司马器死活认为自己学了本事已经是占了便宜,不能再要钱,直到田瑭黑下脸来,他才答应带回去,说是补贴工匠。
又分出四万钱来,一会带到学馆交给炳原,充作学馆用度,也算是酬谢大家当日的义举。
田瑭伸手要去分剩下的二万,被太史慈一把按住:“你若是要分给我,那就免了,我已说要跟着你,这二万钱可不够分我的。”
“子义要什么?”田瑭目不转睛的看着他。
“我要一个前程!”太史慈同样直视田瑭。
“你确定我能给你?”田瑭面露笑容。
“田师一定可以的,相信没几年,你就是考工司丞了,一定能给太史兄弟一个好差事的!”司马器没心没肺的在一旁乐呵。
两人同感无语,便不再说话,田瑭也不再分钱了。
“我在襄平并无居所,不知城内客店如何?”田瑭问司马器。
“田师打算置办房舍吗?”司马器倒是先问田瑭的打算,想想又不该,便继续说:“城内客店不少,最有名的便是兴庆楼了。”
“要多少钱?”田瑭对此时的物价一无所知。
看田瑭对金钱的多少并无概念,太史慈认为这和他的失忆有关,便先给他普及了一下知识:“一斤金,既是一万钱,一斤银,既是三千钱,兴庆楼住一晚多少钱我不知道,襄平城内的一座中等房舍,大约五万钱可买。”

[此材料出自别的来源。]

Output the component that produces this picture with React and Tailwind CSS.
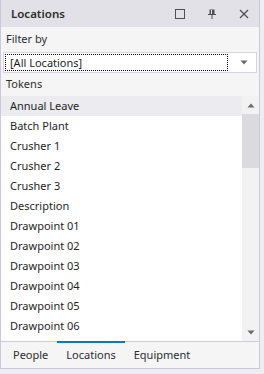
import React from "react";

const items = [
  "Annual Leave",
  "Batch Plant",
  "Crusher 1",
  "Crusher 2",
  "Crusher 3",
  "Description",
  "Drawpoint 01",
  "Drawpoint 02",
  "Drawpoint 03",
  "Drawpoint 04",
  "Drawpoint 05",
  "Drawpoint 06",
];

export default function App() {
  return (
    <div
      className="w-[264px] h-[374px] bg-[#eeeef2] text-[11px] text-[#1e1e1e]"
      style={{ fontFamily: '"Noto Sans", "Segoe UI", sans-serif' }}
    >
      <div className="w-[260px] h-[369px] border-l border-r border-b border-[#ccc9dc] flex flex-col bg-[#f5f5f5]">
        {/* Title bar */}
        <div className="h-[27px] bg-[#e1e1e7] flex items-center pl-[10px] pr-[8px]">
          <span className="font-semibold text-[11.5px] text-[#2d2d30] flex-1">Locations</span>
          <div className="flex items-center gap-[18px]">
            <svg width="14" height="14" viewBox="0 0 14 14">
              <rect x="2.5" y="2.5" width="9" height="9" fill="none" stroke="#505050" strokeWidth="1" />
            </svg>
            <svg width="14" height="14" viewBox="0 0 14 14">
              <path d="M4.5 2.5h5v5h-5z" fill="#505050" />
              <path d="M3 7.5h8" stroke="#505050" strokeWidth="1" />
              <path d="M7 8v4" stroke="#505050" strokeWidth="1" />
              <path d="M6.5 3v4" stroke="#e1e1e7" strokeWidth="1" />
            </svg>
            <svg width="14" height="14" viewBox="0 0 14 14">
              <path d="M3 3l8 8M11 3l-8 8" stroke="#505050" strokeWidth="1.3" />
            </svg>
          </div>
        </div>

        {/* Filter by */}
        <div className="h-[25px] flex items-center pl-[5px] text-[#2d2d30]">Filter by</div>
        <div className="mx-[2px] h-[21px] bg-white border border-[#d6d5e2] flex items-center pl-[1px] pr-[8px]">
          <div className="flex-1 h-[17px] border border-dotted border-black flex items-center pl-[4px] mr-[12px] leading-none">
            [All Locations]
          </div>
          <svg width="8" height="5" viewBox="0 0 8 5">
            <path d="M0.5 0.5h7l-3.5 4z" fill="#6a6a6a" />
          </svg>
        </div>

        {/* Tokens */}
        <div className="h-[23px] flex items-center pl-[5px] text-[#2d2d30]">Tokens</div>

        {/* List */}
        <div className="h-[245px] flex">
          <div className="flex-1 bg-white flex flex-col">
            {items.map((it, i) => (
              <div
                key={it}
                className={
                  "h-[20px] flex items-center pl-[9px] " + (i === 0 ? "bg-[#ebebf0]" : "")
                }
              >
                {it}
              </div>
            ))}
          </div>
          <div className="w-[17px] bg-[#f2f2f2] flex flex-col">
            <div className="h-[18px] flex items-center justify-center">
              <svg width="8" height="5" viewBox="0 0 8 5">
                <path d="M0.5 4.5h7l-3.5 -4z" fill="#6a6a6a" />
              </svg>
            </div>
            <div className="h-[54px] bg-[#dbdbdf]" />
            <div className="flex-1" />
            <div className="h-[18px] flex items-center justify-center">
              <svg width="8" height="5" viewBox="0 0 8 5">
                <path d="M0.5 0.5h7l-3.5 4z" fill="#6a6a6a" />
              </svg>
            </div>
          </div>
        </div>

        {/* Tabs */}
        <div className="flex-1 border-t border-[#ccc9dc] flex pl-[3px] text-[#2d2d30]">
          <div className="px-[9px] flex items-center">People</div>
          <div className="px-[9px] flex items-center relative">
            <div className="absolute left-0 right-0 top-[-1px] h-[2px] bg-[#0078d4]" />
            Locations
          </div>
          <div className="px-[9px] flex items-center">Equipment</div>
        </div>
      </div>
    </div>
  );
}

有了这些基本数据,田瑭就知道自己的钱有多少购买力了。除去已经分掉的八万钱,剩下的钱加金银,折合算下来,还有十八万。
大概相当于四套房舍。
钱对于他来说很重要,但是作为穿越者,要在这个时代赚钱,却不是难事。
随便造点什么东西,都应该能在这个时代大卖,那些穿越前辈不都是这么干的么。就算只是搞些小发明去找公孙度领赏,他这一世都可衣食无忧了。
“置办房舍也不是一朝一夕的事情,先住店吧。”田瑭倒是想去见识一下,“那个什么兴庆楼,住一晚多少钱?”

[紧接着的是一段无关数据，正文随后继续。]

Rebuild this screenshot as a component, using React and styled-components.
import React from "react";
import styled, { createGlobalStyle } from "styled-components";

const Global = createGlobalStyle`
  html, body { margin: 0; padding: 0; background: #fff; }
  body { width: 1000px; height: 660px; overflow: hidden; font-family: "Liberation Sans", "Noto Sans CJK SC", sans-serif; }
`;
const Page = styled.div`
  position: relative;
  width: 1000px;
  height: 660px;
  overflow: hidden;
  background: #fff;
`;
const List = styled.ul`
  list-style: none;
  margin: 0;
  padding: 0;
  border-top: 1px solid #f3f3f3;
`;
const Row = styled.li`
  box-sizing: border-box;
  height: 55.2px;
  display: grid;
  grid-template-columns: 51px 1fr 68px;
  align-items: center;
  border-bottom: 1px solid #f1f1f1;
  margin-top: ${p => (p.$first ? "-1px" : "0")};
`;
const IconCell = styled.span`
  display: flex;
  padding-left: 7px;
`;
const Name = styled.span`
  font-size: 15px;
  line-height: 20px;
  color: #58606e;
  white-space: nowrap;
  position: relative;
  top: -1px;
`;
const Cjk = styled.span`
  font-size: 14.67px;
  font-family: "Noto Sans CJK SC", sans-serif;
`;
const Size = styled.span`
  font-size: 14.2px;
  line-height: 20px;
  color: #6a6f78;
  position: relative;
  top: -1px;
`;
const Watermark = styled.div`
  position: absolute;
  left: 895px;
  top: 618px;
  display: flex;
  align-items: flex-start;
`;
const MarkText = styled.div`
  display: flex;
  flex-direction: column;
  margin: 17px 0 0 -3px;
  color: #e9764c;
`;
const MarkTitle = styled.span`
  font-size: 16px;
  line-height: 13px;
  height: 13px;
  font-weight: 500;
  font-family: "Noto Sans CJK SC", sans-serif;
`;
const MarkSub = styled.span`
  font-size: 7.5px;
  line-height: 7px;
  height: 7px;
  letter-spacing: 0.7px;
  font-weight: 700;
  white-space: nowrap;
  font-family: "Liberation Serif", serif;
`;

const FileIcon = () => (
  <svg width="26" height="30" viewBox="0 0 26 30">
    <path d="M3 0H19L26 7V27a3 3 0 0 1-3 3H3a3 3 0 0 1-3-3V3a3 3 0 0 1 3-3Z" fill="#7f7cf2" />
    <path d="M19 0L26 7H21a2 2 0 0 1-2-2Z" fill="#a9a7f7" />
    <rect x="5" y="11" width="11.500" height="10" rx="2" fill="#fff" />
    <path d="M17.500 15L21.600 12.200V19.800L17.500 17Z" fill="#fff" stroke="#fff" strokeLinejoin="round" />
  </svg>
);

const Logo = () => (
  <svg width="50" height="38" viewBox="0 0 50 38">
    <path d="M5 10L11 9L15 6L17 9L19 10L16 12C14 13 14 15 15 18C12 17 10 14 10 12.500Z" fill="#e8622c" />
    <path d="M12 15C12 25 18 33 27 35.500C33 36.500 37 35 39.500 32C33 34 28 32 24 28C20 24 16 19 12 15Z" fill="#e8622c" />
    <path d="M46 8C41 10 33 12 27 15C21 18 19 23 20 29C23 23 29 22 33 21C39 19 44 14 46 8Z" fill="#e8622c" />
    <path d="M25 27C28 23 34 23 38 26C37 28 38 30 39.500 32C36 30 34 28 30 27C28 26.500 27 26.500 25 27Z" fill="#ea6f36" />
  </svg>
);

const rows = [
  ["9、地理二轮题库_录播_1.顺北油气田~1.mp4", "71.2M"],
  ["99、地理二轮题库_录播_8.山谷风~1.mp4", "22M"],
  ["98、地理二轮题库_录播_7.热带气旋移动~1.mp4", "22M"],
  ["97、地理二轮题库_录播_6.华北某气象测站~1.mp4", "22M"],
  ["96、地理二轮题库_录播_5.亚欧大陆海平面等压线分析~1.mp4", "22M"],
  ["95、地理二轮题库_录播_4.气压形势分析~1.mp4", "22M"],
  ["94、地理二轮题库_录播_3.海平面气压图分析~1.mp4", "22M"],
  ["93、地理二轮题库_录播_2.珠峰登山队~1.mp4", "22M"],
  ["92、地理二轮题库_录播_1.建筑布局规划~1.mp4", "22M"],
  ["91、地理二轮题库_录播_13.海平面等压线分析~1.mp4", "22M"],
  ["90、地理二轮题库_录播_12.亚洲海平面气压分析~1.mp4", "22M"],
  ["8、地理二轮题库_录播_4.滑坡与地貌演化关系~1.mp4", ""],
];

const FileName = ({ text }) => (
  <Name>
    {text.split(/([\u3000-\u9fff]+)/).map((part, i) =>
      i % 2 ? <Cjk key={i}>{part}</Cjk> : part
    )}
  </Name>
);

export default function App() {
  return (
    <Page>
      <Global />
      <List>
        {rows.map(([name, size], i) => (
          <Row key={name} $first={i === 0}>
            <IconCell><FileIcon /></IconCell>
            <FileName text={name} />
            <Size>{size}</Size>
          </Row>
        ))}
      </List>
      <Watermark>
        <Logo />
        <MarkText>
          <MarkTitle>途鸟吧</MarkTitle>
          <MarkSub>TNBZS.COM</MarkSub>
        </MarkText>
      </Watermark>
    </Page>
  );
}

“大约八百钱。”司马器回答道,不是那么肯定,应该是没有住过。
“我这个右丞俸禄是多少?”田瑭突然想起了这件重要的事情。
“哦,考工右丞食三百石。”司马器笑呵呵的说,他应该也就是这个俸禄。
“三百石。”田瑭心中默默计算,突然大喊一声,“我一年收入便是七万钱?一套房!”
这真是个美好的时代,一年收入便能买房,或者住一百天的豪华酒店!田瑭感觉自己的眼眶中都有些湿润了。
“先去学馆,然后我们便去兴庆楼!”田瑭大喊一声,“买房的事情明天再说,今天我请大家吃饭!”
手里有钱,心中有谱。就算是犒劳自己这些天受的苦,花些钱也是应该的。
抱着这样的想法,田瑭从学馆顺来了钟全和程质,几人再见,欣喜不已。本想力邀炳原同往,炳原却自恃身份,说年轻人自去热闹,老头子不便煞风景。
众人一路开怀,这些日子的事情让大家之间的芥蒂消弭殆尽,程质也和田瑭称兄道弟了。
到得兴庆楼,田瑭直接要了一个大包间,还配了舞乐。一顿饭,要价三千钱。
不是不想要最好的包间,奈何僧多粥少,能匀出一间差不多的给田瑭他们,已是不易。
最关键的是,顶级包间一万钱起步,他们虽然也能消费得起,却毫无那个必要。
其实田瑭已经对这三千钱的包间很满意了,起码比后世那些附庸风雅的所谓中式酒楼要强太多。
美酒上来了,一杯一杯的连着喝,以前只晓其香不知其畅,如今便要觥筹交错;熊掌上来了,整只整只的抱着啃,以前只闻其名不知其味,如今便要大快朵颐;歌舞上来了,一出一出的轮着演,以前只知其形不知其韵,如今便要红飞翠舞!
大家都是性情中人,又有了生死交情,自然毫无顾忌。
喝到中途,司马器却起身告辞要回考工,说是明日一早需安排新工艺造宝刀。
田瑭大怒!直骂司马器的直男癌已到晚期,若放他回去,便再也无药可救。
接着又以田师的身份和他连干三杯,见他赌咒发誓不回考工,才肯罢休。
太史慈兄弟三个皆是海量,虽听不懂田瑭在说什么,但见田瑭人品酒品如此,更是开怀畅饮。